AIM:
Retype the whole listing below, character for character.

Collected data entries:
—————
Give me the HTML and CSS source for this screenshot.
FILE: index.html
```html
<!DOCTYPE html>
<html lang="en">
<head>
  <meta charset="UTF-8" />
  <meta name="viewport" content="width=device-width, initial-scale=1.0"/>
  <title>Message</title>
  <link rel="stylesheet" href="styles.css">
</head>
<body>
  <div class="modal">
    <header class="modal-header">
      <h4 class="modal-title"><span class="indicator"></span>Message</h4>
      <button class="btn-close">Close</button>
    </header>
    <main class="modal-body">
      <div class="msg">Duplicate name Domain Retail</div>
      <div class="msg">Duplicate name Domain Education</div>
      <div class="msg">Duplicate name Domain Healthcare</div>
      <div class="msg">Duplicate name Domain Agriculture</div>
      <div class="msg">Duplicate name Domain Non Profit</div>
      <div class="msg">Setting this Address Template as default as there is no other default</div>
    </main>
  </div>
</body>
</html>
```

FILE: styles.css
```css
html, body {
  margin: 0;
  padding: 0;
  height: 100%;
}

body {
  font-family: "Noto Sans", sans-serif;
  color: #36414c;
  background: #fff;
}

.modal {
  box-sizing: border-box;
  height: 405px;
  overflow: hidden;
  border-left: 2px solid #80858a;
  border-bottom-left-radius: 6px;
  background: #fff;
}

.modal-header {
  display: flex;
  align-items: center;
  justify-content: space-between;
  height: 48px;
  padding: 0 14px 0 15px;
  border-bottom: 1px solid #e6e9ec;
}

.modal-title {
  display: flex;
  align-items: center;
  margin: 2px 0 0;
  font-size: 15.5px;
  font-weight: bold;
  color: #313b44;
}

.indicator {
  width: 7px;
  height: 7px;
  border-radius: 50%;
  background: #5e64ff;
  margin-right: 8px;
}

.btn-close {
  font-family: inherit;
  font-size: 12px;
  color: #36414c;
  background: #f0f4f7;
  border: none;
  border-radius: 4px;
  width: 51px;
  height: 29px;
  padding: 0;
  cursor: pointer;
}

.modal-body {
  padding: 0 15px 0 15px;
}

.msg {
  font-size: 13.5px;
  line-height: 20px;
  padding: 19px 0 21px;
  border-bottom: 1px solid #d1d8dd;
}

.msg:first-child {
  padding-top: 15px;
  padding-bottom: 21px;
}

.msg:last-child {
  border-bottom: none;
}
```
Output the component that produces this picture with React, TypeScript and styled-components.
—————
WRITTEN ANSWER:
Give me the HTML and CSS source for this screenshot.
FILE: index.html
```html
<!DOCTYPE html>
<html lang="en">
<head>
  <meta charset="UTF-8" />
  <meta name="viewport" content="width=device-width, initial-scale=1.0"/>
  <title>Message</title>
  <link rel="stylesheet" href="styles.css">
</head>
<body>
  <div class="modal">
    <header class="modal-header">
      <h4 class="modal-title"><span class="indicator"></span>Message</h4>
      <button class="btn-close">Close</button>
    </header>
    <main class="modal-body">
      <div class="msg">Duplicate name Domain Retail</div>
      <div class="msg">Duplicate name Domain Education</div>
      <div class="msg">Duplicate name Domain Healthcare</div>
      <div class="msg">Duplicate name Domain Agriculture</div>
      <div class="msg">Duplicate name Domain Non Profit</div>
      <div class="msg">Setting this Address Template as default as there is no other default</div>
    </main>
  </div>
</body>
</html>
```

FILE: styles.css
```css
html, body {
  margin: 0;
  padding: 0;
  height: 100%;
}

body {
  font-family: "Noto Sans", sans-serif;
  color: #36414c;
  background: #fff;
}

.modal {
  box-sizing: border-box;
  height: 405px;
  overflow: hidden;
  border-left: 2px solid #80858a;
  border-bottom-left-radius: 6px;
  background: #fff;
}

.modal-header {
  display: flex;
  align-items: center;
  justify-content: space-between;
  height: 48px;
  padding: 0 14px 0 15px;
  border-bottom: 1px solid #e6e9ec;
}

.modal-title {
  display: flex;
  align-items: center;
  margin: 2px 0 0;
  font-size: 15.5px;
  font-weight: bold;
  color: #313b44;
}

.indicator {
  width: 7px;
  height: 7px;
  border-radius: 50%;
  background: #5e64ff;
  margin-right: 8px;
}

.btn-close {
  font-family: inherit;
  font-size: 12px;
  color: #36414c;
  background: #f0f4f7;
  border: none;
  border-radius: 4px;
  width: 51px;
  height: 29px;
  padding: 0;
  cursor: pointer;
}

.modal-body {
  padding: 0 15px 0 15px;
}

.msg {
  font-size: 13.5px;
  line-height: 20px;
  padding: 19px 0 21px;
  border-bottom: 1px solid #d1d8dd;
}

.msg:first-child {
  padding-top: 15px;
  padding-bottom: 21px;
}

.msg:last-child {
  border-bottom: none;
}
```
Output the component that produces this picture with React, TypeScript and styled-components.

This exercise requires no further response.